Her anonymity is a safety call. This kind of authorial vulnerability was flipped years ago when Karrine Steffans wrote her tell-all book Confessions of a Video Vixen. She, too, was a too-young teenager who got wrapped up with abusive men in and out of the music industry in the nineties and early aughts. By naming names of different men that she dealt with, like Ja Rule and Ray J, Steffans self-identifies as the story-haver. Sex Me’s narrator, however, (dis)associates with R. Kelly and self-censors to maintain agency. So you can consume her story, but you can’t have her. As literature, then, it re-envisions the shadowy identity of escapees.

During the process of grooming, abusers are the ones creating the narrative. Distorting reality makes their victims vulnerable and just reading about it can leave you feeling jaded as well. R. Kelly teaches the narrator of Sex Me that the definition of a “good woman” is someone who never says no to sex and doesn’t complain. He also makes it so that they aren’t their actual selves when they’re together. R. Kelly renames himself “Daddy” right away, and he tells her to lie about her age. She remembers him saying, “’if anybody asks, tell them you’re 19 and act 21.’” Like Humbert, R. Kelly threatens her with his arrest if anyone were to find out the truth. Humbert and R. Kelly also both withhold information about their victims’ guardians’ deaths. Sex Me’s narrator learns about her grandmother’s death through the mail after she returns to an empty house following her second escape.

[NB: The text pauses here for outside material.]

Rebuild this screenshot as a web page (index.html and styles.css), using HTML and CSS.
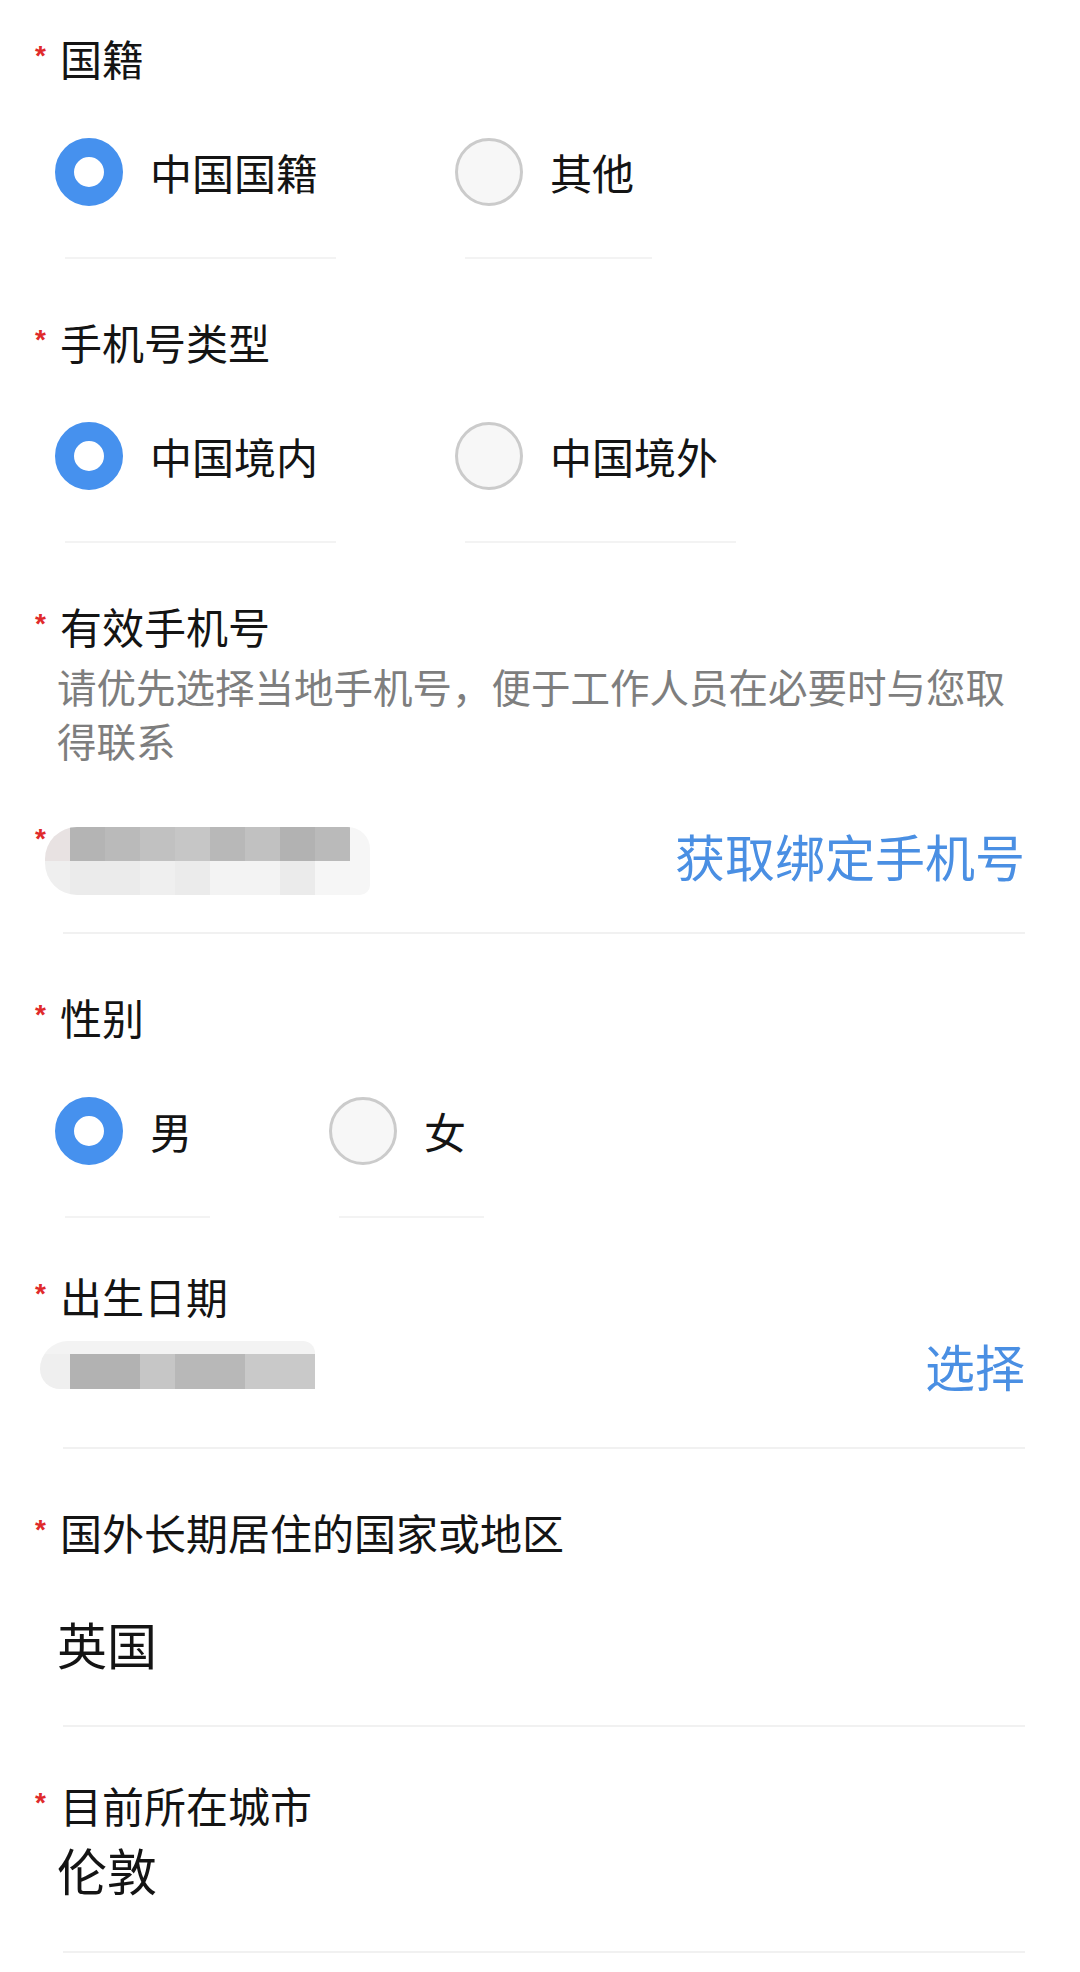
FILE: index.html
```html
<!DOCTYPE html>
<html lang="zh-CN">
<head>
    <meta charset="UTF-8">
    <meta name="viewport" content="width=device-width, initial-scale=1.0">
    <title>信息登记</title>
    <link rel="stylesheet" href="styles.css">
</head>
<body>

<div class="form">

    <!-- 国籍 -->
    <div class="field">
        <div class="label"><span class="req">*</span>国籍</div>
        <div class="radios">
            <div class="option checked"><span class="radio"></span><span>中国国籍</span></div>
            <div class="option"><span class="radio"></span><span>其他</span></div>
        </div>
    </div>

    <!-- 手机号类型 -->
    <div class="field">
        <div class="label"><span class="req">*</span>手机号类型</div>
        <div class="radios">
            <div class="option checked"><span class="radio"></span><span>中国境内</span></div>
            <div class="option"><span class="radio"></span><span>中国境外</span></div>
        </div>
    </div>

    <!-- 有效手机号 -->
    <div class="field">
        <div class="label"><span class="req">*</span>有效手机号</div>
        <div class="hint">请优先选择当地手机号，便于工作人员在必要时与您取得联系</div>
        <div class="row phone-row">
            <div class="row-left">
                <span class="req small">*</span>
                <div class="mosaic phone">
                    <span class="p0"></span><span class="g1"></span><span class="g2"></span><span class="g3"></span><span class="g4"></span>
                    <span class="g5"></span><span class="g3"></span><span class="g6"></span><span class="g2"></span><span class="l4"></span>
                    <span class="l2"></span><span class="l1"></span><span class="l1"></span><span class="l2"></span><span class="l1"></span>
                    <span class="l3"></span><span class="l3"></span><span class="l1"></span><span class="l4"></span><span class="l4"></span>
                </div>
            </div>
            <span class="link">获取绑定手机号</span>
        </div>
        <div class="divider"></div>
    </div>

    <!-- 性别 -->
    <div class="field">
        <div class="label"><span class="req">*</span>性别</div>
        <div class="radios">
            <div class="option checked"><span class="radio"></span><span>男</span></div>
            <div class="option"><span class="radio"></span><span>女</span></div>
        </div>
    </div>

    <!-- 出生日期 -->
    <div class="field tight">
        <div class="label"><span class="req">*</span>出生日期</div>
        <div class="row date-row">
            <div class="mosaic date">
                <span class="l3"></span><span class="l3"></span><span class="l3"></span><span class="l3"></span><span class="l3"></span>
                <span class="l2"></span><span class="g6"></span><span class="g4"></span><span class="g5"></span><span class="g7"></span>
            </div>
            <span class="link">选择</span>
        </div>
        <div class="divider"></div>
    </div>

    <!-- 国外长期居住的国家或地区 -->
    <div class="field">
        <div class="label"><span class="req">*</span>国外长期居住的国家或地区</div>
        <div class="value far">英国</div>
        <div class="divider"></div>
    </div>

    <!-- 目前所在城市 -->
    <div class="field tight">
        <div class="label"><span class="req">*</span>目前所在城市</div>
        <div class="value">伦敦</div>
        <div class="divider"></div>
    </div>

</div>

</body>
</html>
```

FILE: styles.css
```css
body {
    margin: 0;
    background: #fff;
    font-family: "Noto Sans CJK SC", "Noto Sans", sans-serif;
    color: #141414;
}
.form {
    padding: 0 55px 0 35px;
}
.field {
    padding-top: 55px;
}
.field:first-child {
    padding-top: 30px;
}
.field.tight {
    padding-top: 50px;
}
.label {
    display: flex;
    align-items: flex-start;
    font-size: 42px;
    line-height: 56px;
}
.req {
    width: 25px;
    flex: none;
    margin-top: 12px;
    font-family: "Liberation Sans", Arial, sans-serif;
    font-weight: bold;
    font-size: 28px;
    line-height: 1;
    color: #e02a2a;
}
.req.small {
    width: 10px;
    margin-top: -2px;
}

/* radio groups */
.radios {
    display: flex;
    gap: 129px;
    margin: 52px 0 0 30px;
}
.option {
    display: flex;
    align-items: center;
    padding: 0 18px 51px 0;
    border-bottom: 2px solid #f3f3f3;
    font-size: 42px;
    line-height: 68px;
}
.radio {
    box-sizing: border-box;
    width: 68px;
    height: 68px;
    margin: 0 27px 0 -10px;
    border: 3px solid #cbcbcb;
    border-radius: 50%;
    background: #f7f7f7;
}
.option.checked .radio {
    border: 19px solid #4691ee;
    background: #fff;
}

.hint {
    margin: 5px 0 0 22px;
    font-size: 39.5px;
    line-height: 54px;
    color: #7e7e7e;
}

/* input rows */
.row {
    display: flex;
    align-items: center;
    justify-content: space-between;
}
.row-left {
    display: flex;
    align-items: flex-start;
}
.phone-row {
    margin-top: 60px;
    height: 68px;
}
.phone-row .link {
    margin-top: -12px;
}
.date-row {
    margin: 11px 0 0 5px;
    height: 60px;
}
.link {
    font-size: 50px;
    line-height: 60px;
    color: #4a8fe3;
}
.divider {
    height: 2px;
    margin: 52px 0 0 28px;
    background: #f1f1f1;
}
.phone-row + .divider {
    margin-top: 37px;
}
.value {
    margin: 6px 0 4px 22px;
    font-size: 50px;
    line-height: 60px;
}
.value.far {
    margin-top: 53px;
    margin-bottom: 5px;
}

/* blurred parts of the screenshot */
.mosaic {
    display: grid;
    overflow: hidden;
}
.mosaic.phone {
    grid-template-columns: 25px repeat(8, 35px) 20px;
    grid-template-rows: 34px 34px;
    border-radius: 32px 22px 10px 32px;
}
.mosaic.date {
    grid-template-columns: 30px 70px 35px 70px 70px;
    grid-template-rows: 13px 35px;
    border-radius: 28px 12px 0 20px;
}
.p0 { background: #e8e2e2; }
.g1 { background: #b4b4b4; }
.g2 { background: #bababa; }
.g3 { background: #c1c1c1; }
.g4 { background: #c6c6c6; }
.g5 { background: #b8b8b8; }
.g6 { background: #b2b2b2; }
.g7 { background: #c9c9c9; }
.l1 { background: #ebebeb; }
.l2 { background: #efefef; }
.l3 { background: #f3f3f3; }
.l4 { background: #f6f6f6; }
```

Dolores eventually asks outright why she can’t call her mother, and Humbert replies flatly, “because… your mother is dead.”

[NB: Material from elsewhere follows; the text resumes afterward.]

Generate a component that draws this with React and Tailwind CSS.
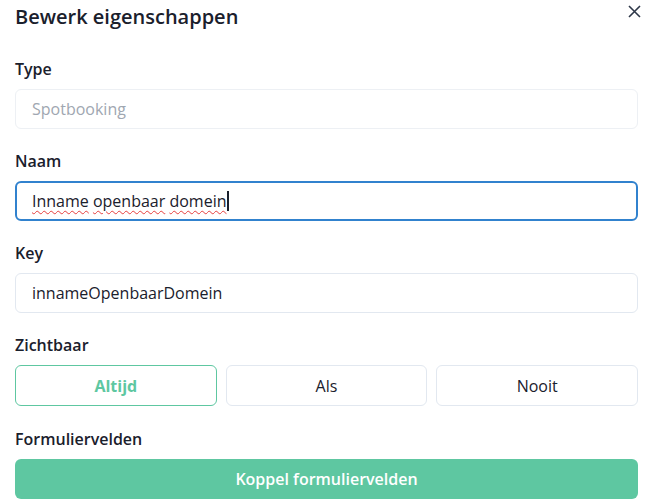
import React from "react";

export default function App() {
  const font = { fontFamily: '"Open Sans", sans-serif' };
  return (
    <div className="w-[653px] h-[501px] bg-white overflow-hidden relative text-[#1a202c]" style={font}>
      <button className="absolute right-[12px] top-[4px] w-[14px] h-[14px] flex items-center justify-center text-[#2d3748]">
        <svg width="13" height="13" viewBox="0 0 13 13" fill="none" stroke="currentColor" strokeWidth="1.6">
          <path d="M1 1L12 12M12 1L1 12" />
        </svg>
      </button>
      <div className="px-[15px] pt-[3px]">
        <h1 className="text-[20px] leading-[28px] font-semibold text-[#1a202c]">Bewerk eigenschappen</h1>

        <div className="mt-[26px]">
          <div className="text-[16px] leading-[24px] font-semibold">Type</div>
          <div className="mt-2 h-[40px] w-[623px] rounded-[6px] border border-[#edf0f4] px-4 flex items-center text-[16px] text-[#a0a7b1]">
            Spotbooking
          </div>
        </div>

        <div className="mt-[20px]">
          <div className="text-[16px] leading-[24px] font-semibold">Naam</div>
          <div className="mt-2 h-[40px] w-[623px] rounded-[6px] border-2 border-[#3182ce] px-[15px] flex items-center text-[16px] text-[#1a202c]">
            <span className="underline decoration-wavy decoration-[#e53e3e] decoration-1 underline-offset-[3px]">Inname</span>
            <span>&nbsp;</span>
            <span className="underline decoration-wavy decoration-[#e53e3e] decoration-1 underline-offset-[3px]">openbaar</span>
            <span>&nbsp;</span>
            <span className="underline decoration-wavy decoration-[#e53e3e] decoration-1 underline-offset-[3px]">domein</span>
            <span className="inline-block ml-[1px] w-[2px] h-[20px] bg-[#1a202c]"></span>
          </div>
        </div>

        <div className="mt-[20px]">
          <div className="text-[16px] leading-[24px] font-semibold">Key</div>
          <div className="mt-2 h-[40px] w-[623px] rounded-[6px] border border-[#e2e8f0] px-4 flex items-center text-[16px] text-[#1a202c]">
            innameOpenbaarDomein
          </div>
        </div>

        <div className="mt-[20px]">
          <div className="text-[16px] leading-[24px] font-semibold">Zichtbaar</div>
          <div className="mt-2 w-[623px] grid grid-cols-3 gap-[9px]">
            <div className="h-[41px] rounded-[6px] border border-[#5ec7a1] flex items-center justify-center text-[16px] font-bold text-[#5ec7a1]">Altijd</div>
            <div className="h-[41px] rounded-[6px] border border-[#e2e8f0] flex items-center justify-center text-[16px]">Als</div>
            <div className="h-[41px] rounded-[6px] border border-[#e2e8f0] flex items-center justify-center text-[16px]">Nooit</div>
          </div>
        </div>

        <div className="mt-[21px]">
          <div className="text-[16px] leading-[24px] font-semibold">Formuliervelden</div>
          <div className="mt-2 h-[40px] w-[623px] rounded-[6px] bg-[#5ec7a1] flex items-center justify-center text-[16px] font-semibold text-white">
            Koppel formuliervelden
          </div>
        </div>
      </div>
    </div>
  );
}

These men then mix that gaslighting with sex and violence. Most of the physical fights between R. Kelly and the narrator of Sex Me are followed by multiple rounds of sex (or rape—the barriers are unclear because she’s sixteen when they start their five years together, and they’re usually high and/or drunk). During the narrator’s first night moving into his house, she gets into a few fights with the girls already living there. Then, as if he’s the final villain, R. Kelly attacks her and initiates rough sex. She confesses, “I was mad. I was turned on. I wasn’t going anywhere, and he knew it.” Weaponizing physical intimacy is something Humbert does, too, after an argument with Dolores:

I said nothing. I pushed her softness back into the room and went in after her. I ripped her shirt off. I unzipped the rest of her. I tore off her sandals. Wildly, I pursued the shadow of her infidelity; but the scent I travelled upon was so slight as to be practically undistinguishable from a madman’s fancy.

His round-about language (the pursuing and the traveling) is situated alongside more graphic descriptors (the pushing and the ripping). Though they clash in tone, they don’t make the act of rape any less clear.

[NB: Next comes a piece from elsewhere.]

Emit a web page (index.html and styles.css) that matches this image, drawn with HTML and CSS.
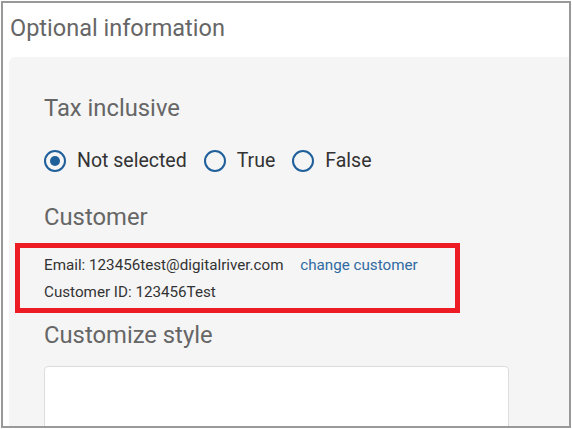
FILE: index.html
```html
<!DOCTYPE html>
<html>
<head>
<meta charset="utf-8">
<link rel="stylesheet" href="styles.css">
</head>
<body>
<div class="frame">
  <h1 class="title">Optional information</h1>
  <div class="panel">
    <h2 class="section">Tax inclusive</h2>
    <div class="radios">
      <label class="radio"><span class="dot checked"></span>Not selected</label>
      <label class="radio"><span class="dot"></span>True</label>
      <label class="radio"><span class="dot"></span>False</label>
    </div>
    <h2 class="section customer">Customer</h2>
    <div class="highlight">
      <div class="line">Email: 123456test@digitalriver.com <a class="link">change customer</a></div>
      <div class="line">Customer ID: 123456Test</div>
    </div>
    <h2 class="section style">Customize style</h2>
    <div class="textarea"></div>
  </div>
</div>
</body>
</html>
```
FILE: styles.css
```css
* { box-sizing: border-box; }
html, body { margin: 0; padding: 0; background: #fff; }
body { font-family: Roboto, "Liberation Sans", sans-serif; }
.frame {
  margin: 1px 0 0 1px;
  width: 570px;
  height: 427px;
  border: 2px solid #999;
  overflow: hidden;
}
.title {
  margin: 0;
  padding: 11px 0 0 7px;
  height: 54px;
  font-size: 23.5px;
  line-height: 28px;
  font-weight: 400;
  color: #666;
}
.panel {
  margin-left: 6px;
  width: 600px;
  height: 420px;
  background: #f5f5f5;
  border-radius: 6px;
  padding: 37px 0 0 35px;
}
.section {
  margin: 0;
  font-size: 23.8px;
  font-weight: 400;
  color: #666;
  line-height: 28px;
}
.radios {
  display: flex;
  align-items: center;
  margin-top: 27px;
  font-size: 19.5px;
  line-height: 24px;
  color: #333;
}
.radio { display: flex; align-items: center; margin-right: 17px; }
.dot {
  width: 22px; height: 22px;
  border: 2px solid #1f5f9a;
  border-radius: 50%;
  margin-right: 11px;
  display: inline-block;
  position: relative;
}
.dot.checked::after {
  content: "";
  position: absolute;
  left: 4px; top: 4px;
  width: 10px; height: 10px;
  border-radius: 50%;
  background: #1f5f9a;
}
.customer { margin-top: 30px; }
.highlight {
  margin: 12px 0 0 -29px;
  width: 445px;
  height: 70px;
  border: 5px solid #ed1c24;
  padding: 4px 0 0 24px;
  font-size: 15.2px;
  color: #333;
}
.line { line-height: 27px; }
.link { color: #2f6aa1; margin-left: 13px; }
.style { margin-top: 8px; }
.textarea {
  margin-top: 17px;
  width: 465px;
  height: 80px;
  background: #fff;
  border: 1px solid #ddd;
  border-radius: 4px;
}
```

Readers of Lolita are, of course, left without Dolores’s perspective of her trauma completely. Humbert says that she allows him in her house years later, introduces him as her dad, and politely turns down his offer to run away together. It sounds like she is emotionally distanced from him, but who knows how she really feels. The narrator of Sex Me is totally transparent about her contradictory feelings. The morning of her first escape, the narrator remembers: “I was so confused. My mind was saying leave his abusive ass. My body always yearned for him and my heart still loved him.” She opens the book with an apology to R. Kelly, and by the end, she’s sorry to any potentially sensitive readers. One of her final thoughts is: “I’m sorry if I was all over the place, but that’s kind of how my feelings are. Even now, one minute I hate him and then I may think of the good times and smile.” Emotional wavering, even after leaving him for good, shows the longevity of her desire for love.

Another thing you have to remind yourself while reading Lolita is that Humbert isn’t in prison for raping and kidnapping. He’s there for killing the man who “took” Dolores from him. The concept of people as property isn’t just an intellectual experiment and neither is justice in the prison industrial complex. Even when rapists and abusers are arrested, charged, and sometimes convicted, it’s important to address the ways that incarceration doesn’t end abuse either. Imprisonment is abuse itself. Plus, it’s not uncommon for people to keep being abusive while they’re locked up or once they’re released. As these two stories show, separation doesn’t resolve fanatical desire.